-- Dataset excerpt --

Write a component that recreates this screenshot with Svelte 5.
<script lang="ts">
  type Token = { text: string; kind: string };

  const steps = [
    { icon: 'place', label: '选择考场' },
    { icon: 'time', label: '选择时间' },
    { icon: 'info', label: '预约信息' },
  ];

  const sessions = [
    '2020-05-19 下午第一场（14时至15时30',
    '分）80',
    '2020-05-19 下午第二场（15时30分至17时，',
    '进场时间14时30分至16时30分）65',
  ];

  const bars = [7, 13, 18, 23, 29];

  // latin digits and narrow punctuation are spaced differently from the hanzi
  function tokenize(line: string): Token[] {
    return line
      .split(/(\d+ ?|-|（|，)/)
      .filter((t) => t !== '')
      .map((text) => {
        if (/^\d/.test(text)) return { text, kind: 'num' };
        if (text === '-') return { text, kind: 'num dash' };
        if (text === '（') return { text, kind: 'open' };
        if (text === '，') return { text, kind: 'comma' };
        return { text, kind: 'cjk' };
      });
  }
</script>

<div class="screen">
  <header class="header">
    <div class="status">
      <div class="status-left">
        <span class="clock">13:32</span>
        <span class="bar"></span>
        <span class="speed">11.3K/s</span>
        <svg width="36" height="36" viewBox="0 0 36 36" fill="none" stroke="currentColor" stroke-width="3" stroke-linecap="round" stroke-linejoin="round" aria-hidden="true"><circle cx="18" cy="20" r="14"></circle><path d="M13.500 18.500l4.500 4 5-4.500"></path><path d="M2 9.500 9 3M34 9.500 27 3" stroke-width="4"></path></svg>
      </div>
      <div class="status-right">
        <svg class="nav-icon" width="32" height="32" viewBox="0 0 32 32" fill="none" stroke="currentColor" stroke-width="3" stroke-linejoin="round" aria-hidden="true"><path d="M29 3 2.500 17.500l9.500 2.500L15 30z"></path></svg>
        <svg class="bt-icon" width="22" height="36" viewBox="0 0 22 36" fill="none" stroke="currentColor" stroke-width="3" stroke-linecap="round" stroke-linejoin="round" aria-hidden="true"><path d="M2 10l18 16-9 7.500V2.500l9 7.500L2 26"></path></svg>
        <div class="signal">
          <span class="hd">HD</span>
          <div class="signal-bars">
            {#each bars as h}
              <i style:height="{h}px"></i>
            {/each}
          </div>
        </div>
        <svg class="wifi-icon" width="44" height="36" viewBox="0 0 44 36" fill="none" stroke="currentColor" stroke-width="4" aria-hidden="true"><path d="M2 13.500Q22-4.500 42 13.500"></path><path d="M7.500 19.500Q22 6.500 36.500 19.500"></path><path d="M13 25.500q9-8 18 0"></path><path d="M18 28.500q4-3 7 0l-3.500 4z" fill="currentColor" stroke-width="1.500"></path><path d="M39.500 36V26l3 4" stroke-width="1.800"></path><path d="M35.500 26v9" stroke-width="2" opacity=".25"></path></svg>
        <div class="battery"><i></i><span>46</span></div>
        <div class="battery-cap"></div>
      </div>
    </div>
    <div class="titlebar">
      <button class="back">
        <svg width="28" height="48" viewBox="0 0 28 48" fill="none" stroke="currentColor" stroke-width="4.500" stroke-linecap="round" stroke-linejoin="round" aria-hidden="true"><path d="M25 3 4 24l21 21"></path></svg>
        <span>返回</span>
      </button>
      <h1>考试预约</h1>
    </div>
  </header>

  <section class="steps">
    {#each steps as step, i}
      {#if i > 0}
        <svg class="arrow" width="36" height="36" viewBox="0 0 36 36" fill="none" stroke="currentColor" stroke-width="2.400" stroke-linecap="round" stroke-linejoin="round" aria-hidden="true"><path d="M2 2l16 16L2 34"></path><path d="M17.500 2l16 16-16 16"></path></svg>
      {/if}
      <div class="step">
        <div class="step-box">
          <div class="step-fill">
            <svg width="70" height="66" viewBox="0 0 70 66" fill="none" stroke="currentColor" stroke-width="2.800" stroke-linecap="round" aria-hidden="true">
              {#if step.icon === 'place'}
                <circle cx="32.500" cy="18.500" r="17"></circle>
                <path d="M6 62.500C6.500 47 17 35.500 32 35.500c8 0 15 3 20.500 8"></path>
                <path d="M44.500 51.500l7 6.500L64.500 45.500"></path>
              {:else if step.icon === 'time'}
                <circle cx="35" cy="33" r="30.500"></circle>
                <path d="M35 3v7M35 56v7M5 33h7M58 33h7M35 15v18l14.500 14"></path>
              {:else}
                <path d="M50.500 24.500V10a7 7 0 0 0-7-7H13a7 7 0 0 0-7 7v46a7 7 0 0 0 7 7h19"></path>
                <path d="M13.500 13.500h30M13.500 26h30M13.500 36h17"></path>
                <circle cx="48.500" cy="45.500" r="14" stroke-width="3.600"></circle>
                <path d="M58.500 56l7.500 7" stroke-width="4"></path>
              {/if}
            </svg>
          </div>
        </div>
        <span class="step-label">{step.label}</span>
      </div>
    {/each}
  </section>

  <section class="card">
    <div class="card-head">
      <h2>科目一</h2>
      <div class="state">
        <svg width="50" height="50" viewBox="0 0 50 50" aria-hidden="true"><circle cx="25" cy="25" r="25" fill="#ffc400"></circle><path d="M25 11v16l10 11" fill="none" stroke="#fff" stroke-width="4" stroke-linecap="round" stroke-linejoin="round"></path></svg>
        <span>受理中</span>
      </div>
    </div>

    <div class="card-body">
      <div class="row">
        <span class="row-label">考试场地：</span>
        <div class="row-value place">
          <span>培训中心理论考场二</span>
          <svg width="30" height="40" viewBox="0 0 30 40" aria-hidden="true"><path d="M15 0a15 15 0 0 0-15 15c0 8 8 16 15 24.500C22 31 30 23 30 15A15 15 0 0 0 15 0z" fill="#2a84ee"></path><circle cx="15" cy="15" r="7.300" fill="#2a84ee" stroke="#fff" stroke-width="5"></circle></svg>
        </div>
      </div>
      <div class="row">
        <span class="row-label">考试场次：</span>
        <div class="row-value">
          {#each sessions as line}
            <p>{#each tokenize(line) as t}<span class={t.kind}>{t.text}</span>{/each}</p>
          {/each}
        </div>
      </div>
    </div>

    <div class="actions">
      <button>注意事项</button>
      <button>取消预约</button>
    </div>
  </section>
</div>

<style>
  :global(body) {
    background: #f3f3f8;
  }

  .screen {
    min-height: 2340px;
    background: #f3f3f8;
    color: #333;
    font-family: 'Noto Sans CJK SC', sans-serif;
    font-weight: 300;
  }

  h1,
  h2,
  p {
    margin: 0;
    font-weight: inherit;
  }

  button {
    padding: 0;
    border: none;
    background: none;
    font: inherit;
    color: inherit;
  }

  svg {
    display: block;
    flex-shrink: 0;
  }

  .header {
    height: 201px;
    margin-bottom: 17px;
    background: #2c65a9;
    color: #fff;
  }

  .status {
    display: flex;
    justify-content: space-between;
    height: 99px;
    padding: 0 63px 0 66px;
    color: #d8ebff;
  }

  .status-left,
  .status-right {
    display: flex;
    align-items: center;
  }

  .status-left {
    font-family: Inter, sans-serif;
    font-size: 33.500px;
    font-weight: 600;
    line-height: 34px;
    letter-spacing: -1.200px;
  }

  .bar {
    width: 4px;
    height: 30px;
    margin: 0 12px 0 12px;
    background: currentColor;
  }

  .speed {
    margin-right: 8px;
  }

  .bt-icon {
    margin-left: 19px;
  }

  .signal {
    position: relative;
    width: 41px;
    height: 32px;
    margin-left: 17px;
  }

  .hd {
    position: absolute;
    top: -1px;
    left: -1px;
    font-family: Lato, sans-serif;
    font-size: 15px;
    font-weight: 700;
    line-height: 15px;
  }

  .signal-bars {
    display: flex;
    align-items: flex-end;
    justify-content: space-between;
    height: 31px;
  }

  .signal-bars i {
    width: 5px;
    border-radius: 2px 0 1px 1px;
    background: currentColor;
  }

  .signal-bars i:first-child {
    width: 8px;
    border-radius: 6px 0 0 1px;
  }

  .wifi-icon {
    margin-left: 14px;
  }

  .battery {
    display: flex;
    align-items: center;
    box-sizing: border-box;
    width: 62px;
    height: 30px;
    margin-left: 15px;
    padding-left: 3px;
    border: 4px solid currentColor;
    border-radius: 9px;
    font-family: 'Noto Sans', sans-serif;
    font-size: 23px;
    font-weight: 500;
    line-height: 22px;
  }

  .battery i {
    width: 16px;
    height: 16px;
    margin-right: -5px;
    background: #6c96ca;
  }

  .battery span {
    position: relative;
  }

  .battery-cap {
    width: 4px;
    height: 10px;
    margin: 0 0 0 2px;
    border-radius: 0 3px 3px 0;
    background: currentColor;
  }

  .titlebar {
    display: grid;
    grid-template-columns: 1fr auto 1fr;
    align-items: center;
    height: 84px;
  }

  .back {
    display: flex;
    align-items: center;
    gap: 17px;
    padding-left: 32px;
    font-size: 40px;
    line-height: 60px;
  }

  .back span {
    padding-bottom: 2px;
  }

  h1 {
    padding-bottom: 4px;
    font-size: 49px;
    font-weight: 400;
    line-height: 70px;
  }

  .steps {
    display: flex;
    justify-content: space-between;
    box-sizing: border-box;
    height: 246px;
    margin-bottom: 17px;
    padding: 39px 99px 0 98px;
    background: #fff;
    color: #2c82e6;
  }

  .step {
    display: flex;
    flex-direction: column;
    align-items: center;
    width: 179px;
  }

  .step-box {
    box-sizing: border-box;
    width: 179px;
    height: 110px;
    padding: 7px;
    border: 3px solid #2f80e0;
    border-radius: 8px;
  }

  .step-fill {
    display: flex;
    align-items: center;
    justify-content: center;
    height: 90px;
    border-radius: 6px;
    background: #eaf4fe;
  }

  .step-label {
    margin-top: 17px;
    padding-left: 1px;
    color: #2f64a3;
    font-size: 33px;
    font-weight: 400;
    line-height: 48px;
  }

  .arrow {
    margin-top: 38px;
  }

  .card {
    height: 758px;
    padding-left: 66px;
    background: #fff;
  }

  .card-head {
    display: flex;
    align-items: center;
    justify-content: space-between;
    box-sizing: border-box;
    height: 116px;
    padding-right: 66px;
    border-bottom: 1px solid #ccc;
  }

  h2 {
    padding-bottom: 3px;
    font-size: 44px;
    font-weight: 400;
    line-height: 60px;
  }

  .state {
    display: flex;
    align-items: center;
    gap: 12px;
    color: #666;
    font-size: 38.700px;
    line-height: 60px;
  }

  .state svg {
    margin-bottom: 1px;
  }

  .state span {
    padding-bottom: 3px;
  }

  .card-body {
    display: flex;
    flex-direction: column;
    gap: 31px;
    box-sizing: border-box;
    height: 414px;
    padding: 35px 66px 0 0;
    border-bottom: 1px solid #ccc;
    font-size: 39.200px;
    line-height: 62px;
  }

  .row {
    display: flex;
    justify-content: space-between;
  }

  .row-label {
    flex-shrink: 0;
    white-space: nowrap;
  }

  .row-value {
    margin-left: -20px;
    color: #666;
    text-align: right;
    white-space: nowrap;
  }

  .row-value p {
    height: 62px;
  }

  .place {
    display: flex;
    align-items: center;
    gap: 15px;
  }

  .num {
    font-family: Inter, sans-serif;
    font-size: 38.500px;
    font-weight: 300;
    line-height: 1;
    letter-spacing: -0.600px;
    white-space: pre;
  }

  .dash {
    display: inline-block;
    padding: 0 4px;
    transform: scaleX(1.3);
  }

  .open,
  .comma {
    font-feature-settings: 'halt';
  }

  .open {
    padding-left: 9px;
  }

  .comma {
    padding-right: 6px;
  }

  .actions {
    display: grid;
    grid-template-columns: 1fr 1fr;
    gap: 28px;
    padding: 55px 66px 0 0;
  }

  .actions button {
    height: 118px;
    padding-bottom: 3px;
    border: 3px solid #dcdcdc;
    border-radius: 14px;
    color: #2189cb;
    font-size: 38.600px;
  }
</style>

-- The task --
Set down, exactly as written, each line of the data from its opening line through the one containing "const bars = [7, 13, 18, 23, 29];". Output nothing more.

-- Answer in full --
Write a component that recreates this screenshot with Svelte 5.
<script lang="ts">
  type Token = { text: string; kind: string };

  const steps = [
    { icon: 'place', label: '选择考场' },
    { icon: 'time', label: '选择时间' },
    { icon: 'info', label: '预约信息' },
  ];

  const sessions = [
    '2020-05-19 下午第一场（14时至15时30',
    '分）80',
    '2020-05-19 下午第二场（15时30分至17时，',
    '进场时间14时30分至16时30分）65',
  ];

  const bars = [7, 13, 18, 23, 29];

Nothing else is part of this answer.